[Start of Supplied material]

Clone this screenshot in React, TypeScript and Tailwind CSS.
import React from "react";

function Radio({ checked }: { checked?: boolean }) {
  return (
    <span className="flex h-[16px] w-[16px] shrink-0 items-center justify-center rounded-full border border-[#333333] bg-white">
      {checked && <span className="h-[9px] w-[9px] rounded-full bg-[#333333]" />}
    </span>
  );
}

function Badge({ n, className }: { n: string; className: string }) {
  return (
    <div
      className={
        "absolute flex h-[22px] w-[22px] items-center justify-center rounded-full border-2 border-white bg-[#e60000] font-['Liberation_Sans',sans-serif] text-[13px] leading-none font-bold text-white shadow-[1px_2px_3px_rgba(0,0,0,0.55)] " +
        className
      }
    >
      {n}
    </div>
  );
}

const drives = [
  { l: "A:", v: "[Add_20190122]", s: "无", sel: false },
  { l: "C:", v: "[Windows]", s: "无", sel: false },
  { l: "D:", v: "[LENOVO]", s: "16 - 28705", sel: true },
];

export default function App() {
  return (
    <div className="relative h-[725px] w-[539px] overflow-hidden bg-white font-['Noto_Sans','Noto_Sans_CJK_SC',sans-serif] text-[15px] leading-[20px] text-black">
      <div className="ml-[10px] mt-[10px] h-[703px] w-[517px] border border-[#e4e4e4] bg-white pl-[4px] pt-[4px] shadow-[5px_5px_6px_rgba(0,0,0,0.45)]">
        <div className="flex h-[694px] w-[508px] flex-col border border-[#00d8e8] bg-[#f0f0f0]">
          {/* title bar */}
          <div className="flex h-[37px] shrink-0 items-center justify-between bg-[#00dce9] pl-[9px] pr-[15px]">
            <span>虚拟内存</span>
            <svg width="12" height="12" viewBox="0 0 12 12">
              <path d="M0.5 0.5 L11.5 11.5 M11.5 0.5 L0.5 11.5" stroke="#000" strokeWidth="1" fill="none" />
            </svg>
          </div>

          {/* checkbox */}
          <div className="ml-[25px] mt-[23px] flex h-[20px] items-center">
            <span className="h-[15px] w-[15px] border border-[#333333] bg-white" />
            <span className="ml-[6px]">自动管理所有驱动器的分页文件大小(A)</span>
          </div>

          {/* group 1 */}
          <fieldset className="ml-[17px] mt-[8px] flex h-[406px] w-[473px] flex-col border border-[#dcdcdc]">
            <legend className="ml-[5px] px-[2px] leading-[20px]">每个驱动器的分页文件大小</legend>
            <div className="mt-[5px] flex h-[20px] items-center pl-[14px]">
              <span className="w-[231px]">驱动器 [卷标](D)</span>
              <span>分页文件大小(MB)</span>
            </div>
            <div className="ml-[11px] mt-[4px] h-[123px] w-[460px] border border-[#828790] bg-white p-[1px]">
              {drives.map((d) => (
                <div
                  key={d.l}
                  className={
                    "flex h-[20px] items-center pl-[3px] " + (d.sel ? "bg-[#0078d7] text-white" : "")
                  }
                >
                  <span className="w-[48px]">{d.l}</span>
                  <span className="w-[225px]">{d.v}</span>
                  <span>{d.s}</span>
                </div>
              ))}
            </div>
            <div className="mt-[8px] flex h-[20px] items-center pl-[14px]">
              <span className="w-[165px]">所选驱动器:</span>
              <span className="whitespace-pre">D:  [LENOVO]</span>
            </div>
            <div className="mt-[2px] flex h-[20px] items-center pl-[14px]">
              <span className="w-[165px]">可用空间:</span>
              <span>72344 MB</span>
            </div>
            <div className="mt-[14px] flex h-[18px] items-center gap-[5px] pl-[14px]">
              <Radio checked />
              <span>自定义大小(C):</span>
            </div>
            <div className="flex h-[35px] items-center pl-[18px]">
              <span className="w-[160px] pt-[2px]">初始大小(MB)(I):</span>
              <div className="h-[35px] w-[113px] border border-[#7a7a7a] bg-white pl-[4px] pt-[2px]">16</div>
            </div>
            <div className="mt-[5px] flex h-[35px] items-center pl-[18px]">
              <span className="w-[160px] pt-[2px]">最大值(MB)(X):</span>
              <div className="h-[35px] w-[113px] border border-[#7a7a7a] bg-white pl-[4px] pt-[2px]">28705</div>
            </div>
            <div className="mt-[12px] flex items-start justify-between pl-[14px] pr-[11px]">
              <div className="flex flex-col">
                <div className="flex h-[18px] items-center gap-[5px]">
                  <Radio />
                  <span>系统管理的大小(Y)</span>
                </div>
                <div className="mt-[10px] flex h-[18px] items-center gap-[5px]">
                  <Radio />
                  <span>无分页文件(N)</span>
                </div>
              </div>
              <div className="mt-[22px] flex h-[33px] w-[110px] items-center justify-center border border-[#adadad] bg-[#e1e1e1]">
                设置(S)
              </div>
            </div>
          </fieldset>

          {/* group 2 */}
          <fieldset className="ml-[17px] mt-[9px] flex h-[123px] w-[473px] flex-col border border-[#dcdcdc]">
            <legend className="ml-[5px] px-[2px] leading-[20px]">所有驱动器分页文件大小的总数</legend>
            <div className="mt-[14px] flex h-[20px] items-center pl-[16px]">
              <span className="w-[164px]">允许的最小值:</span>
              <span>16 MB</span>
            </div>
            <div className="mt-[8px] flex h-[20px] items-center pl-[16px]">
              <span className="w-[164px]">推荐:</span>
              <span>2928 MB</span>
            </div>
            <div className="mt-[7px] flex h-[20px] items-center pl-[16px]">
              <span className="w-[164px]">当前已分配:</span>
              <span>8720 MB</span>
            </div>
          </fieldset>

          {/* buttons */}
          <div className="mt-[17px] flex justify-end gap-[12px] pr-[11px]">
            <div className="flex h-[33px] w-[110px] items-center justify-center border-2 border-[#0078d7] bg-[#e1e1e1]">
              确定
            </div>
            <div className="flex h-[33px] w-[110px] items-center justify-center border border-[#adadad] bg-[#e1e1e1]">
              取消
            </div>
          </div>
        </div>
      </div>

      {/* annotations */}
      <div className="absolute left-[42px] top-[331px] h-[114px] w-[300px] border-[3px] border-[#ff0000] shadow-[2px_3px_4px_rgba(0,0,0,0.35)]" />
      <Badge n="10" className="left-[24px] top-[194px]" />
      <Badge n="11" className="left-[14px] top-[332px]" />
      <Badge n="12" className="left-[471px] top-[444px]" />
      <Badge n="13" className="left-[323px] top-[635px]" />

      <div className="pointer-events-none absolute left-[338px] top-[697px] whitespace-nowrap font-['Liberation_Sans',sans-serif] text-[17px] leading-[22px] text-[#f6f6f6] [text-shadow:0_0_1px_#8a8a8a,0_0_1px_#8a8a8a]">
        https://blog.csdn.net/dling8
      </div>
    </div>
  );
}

[End of Supplied material]
[Start of Supplied material]

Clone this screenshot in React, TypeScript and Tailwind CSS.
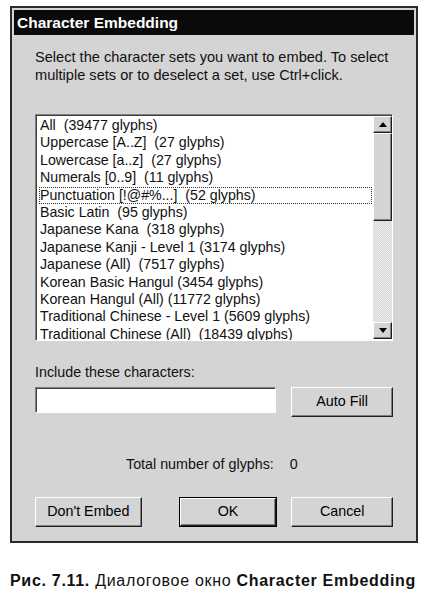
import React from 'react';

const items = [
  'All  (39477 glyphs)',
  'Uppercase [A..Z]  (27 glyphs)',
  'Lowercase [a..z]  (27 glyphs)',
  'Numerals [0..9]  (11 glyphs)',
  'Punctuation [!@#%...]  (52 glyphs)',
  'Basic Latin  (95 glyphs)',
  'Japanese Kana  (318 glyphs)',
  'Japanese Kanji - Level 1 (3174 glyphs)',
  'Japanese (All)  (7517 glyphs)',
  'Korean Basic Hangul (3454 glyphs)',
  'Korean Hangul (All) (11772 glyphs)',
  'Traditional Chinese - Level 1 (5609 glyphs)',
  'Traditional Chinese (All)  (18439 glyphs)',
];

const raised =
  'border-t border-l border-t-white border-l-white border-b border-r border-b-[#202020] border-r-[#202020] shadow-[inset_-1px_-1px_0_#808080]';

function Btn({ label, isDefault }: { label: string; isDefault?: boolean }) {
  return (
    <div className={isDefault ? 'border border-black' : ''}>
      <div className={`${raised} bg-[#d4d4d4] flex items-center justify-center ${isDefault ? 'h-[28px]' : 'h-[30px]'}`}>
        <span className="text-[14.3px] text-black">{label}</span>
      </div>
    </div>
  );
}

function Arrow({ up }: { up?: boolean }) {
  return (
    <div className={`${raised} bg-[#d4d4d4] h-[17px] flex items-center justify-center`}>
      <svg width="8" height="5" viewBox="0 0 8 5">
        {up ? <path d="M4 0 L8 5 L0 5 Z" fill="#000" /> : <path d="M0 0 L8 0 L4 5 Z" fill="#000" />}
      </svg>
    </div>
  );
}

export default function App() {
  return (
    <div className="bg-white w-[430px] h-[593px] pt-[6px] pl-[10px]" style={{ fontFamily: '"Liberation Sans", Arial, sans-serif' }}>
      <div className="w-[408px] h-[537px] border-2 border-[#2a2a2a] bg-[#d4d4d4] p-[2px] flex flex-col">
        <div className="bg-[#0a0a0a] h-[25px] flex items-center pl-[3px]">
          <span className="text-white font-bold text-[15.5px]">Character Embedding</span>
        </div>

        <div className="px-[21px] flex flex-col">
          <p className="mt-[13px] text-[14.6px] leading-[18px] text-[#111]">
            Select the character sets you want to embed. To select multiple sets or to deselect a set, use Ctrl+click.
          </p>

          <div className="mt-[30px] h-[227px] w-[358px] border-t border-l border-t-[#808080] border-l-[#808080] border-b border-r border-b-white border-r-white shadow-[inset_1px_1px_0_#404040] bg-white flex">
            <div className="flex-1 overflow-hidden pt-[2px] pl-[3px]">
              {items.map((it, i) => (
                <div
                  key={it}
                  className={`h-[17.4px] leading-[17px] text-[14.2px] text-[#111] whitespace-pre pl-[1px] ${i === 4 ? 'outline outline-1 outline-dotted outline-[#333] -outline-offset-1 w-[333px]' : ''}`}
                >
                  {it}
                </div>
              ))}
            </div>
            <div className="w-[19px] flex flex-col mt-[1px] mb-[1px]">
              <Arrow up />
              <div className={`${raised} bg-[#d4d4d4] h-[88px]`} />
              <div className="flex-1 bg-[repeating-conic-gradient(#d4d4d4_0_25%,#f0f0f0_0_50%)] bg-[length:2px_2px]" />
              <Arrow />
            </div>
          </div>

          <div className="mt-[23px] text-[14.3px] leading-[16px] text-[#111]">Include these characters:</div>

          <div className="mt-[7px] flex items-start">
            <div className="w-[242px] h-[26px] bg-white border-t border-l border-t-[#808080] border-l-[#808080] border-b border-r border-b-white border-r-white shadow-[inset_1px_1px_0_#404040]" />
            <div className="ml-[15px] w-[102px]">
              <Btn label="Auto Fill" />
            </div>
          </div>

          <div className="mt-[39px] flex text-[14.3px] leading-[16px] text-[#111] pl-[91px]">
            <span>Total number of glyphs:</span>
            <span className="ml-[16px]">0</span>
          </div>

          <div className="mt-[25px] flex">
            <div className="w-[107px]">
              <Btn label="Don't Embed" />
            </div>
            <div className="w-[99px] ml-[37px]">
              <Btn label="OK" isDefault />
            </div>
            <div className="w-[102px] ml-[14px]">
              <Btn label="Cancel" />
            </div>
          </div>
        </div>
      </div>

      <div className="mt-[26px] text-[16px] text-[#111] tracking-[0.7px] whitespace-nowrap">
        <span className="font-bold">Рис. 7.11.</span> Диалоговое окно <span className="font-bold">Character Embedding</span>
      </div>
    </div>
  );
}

[End of Supplied material]
[Start of Supplied material]

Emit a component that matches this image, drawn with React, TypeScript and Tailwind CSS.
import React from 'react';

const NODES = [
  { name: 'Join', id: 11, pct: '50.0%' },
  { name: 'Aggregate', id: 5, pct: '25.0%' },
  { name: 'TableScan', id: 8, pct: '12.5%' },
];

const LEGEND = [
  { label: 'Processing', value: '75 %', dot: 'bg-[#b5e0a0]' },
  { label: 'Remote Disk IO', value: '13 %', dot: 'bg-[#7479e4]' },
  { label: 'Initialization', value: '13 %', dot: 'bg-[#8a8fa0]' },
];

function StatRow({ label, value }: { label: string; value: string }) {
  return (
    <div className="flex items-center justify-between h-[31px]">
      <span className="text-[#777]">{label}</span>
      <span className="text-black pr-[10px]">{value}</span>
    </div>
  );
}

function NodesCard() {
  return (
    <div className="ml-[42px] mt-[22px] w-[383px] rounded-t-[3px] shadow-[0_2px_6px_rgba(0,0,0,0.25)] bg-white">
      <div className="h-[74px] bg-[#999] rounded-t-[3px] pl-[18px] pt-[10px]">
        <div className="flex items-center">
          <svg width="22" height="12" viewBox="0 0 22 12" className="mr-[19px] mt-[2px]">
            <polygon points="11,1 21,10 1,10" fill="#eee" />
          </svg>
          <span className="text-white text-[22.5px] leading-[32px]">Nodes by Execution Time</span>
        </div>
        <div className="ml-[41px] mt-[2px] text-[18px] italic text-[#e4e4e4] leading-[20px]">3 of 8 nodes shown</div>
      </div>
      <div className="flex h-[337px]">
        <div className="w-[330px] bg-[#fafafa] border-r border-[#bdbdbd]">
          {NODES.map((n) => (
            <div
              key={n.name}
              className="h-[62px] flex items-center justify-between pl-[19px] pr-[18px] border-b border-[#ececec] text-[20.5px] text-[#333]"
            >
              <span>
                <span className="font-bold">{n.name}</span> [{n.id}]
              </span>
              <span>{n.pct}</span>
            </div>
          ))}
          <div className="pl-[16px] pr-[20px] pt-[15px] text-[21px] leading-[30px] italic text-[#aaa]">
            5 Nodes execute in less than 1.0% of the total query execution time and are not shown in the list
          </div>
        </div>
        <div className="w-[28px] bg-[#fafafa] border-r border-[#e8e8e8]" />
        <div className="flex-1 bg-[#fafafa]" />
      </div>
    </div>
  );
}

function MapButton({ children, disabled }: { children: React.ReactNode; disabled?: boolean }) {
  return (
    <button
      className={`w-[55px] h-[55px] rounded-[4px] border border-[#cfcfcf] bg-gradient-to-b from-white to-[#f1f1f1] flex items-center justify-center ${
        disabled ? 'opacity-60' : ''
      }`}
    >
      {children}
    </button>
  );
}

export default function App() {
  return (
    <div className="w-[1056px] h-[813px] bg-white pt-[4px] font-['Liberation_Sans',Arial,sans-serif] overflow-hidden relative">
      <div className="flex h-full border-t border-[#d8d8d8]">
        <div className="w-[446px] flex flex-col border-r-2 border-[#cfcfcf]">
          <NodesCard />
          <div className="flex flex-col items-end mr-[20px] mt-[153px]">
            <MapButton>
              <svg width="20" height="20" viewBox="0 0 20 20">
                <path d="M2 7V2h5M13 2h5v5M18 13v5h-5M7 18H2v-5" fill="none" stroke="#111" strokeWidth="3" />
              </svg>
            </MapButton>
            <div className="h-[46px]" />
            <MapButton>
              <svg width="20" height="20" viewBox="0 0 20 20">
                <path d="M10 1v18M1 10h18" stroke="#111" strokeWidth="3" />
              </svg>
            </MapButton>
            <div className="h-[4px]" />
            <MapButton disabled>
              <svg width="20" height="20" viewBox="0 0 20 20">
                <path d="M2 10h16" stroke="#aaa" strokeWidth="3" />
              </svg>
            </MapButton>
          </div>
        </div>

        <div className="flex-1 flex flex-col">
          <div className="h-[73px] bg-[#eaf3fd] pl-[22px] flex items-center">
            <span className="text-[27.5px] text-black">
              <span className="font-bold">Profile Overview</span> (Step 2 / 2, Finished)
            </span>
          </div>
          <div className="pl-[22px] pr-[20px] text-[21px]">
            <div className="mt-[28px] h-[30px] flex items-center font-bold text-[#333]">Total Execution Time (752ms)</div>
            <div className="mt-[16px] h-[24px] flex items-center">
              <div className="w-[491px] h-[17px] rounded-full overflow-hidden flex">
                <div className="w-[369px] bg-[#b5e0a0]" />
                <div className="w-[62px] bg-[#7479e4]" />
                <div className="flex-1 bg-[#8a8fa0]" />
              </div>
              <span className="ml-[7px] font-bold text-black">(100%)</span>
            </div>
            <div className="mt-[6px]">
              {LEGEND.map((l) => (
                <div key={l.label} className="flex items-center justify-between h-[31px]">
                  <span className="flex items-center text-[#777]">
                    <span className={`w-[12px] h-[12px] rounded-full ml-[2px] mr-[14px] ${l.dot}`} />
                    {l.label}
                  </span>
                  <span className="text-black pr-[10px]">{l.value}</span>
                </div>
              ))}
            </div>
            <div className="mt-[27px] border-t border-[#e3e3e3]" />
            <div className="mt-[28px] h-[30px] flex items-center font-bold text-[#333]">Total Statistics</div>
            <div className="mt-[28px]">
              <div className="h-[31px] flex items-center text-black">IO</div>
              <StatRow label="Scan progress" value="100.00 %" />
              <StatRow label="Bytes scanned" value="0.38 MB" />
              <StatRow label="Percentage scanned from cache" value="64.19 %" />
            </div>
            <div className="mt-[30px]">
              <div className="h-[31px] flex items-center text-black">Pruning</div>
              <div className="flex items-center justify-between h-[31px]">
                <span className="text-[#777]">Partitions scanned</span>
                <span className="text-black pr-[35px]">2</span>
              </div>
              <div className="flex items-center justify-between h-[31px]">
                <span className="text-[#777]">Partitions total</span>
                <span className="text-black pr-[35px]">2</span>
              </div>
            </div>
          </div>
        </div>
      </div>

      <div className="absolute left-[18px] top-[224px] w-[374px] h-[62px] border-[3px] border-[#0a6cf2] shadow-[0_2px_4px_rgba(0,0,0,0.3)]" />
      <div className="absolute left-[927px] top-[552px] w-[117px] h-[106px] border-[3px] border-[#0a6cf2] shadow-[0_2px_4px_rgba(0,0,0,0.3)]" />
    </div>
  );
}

[End of Supplied material]

▶ [Task prompt] Only a number is needed: how many lines of the material above contain "React"?

▶ [Answer to this task] 7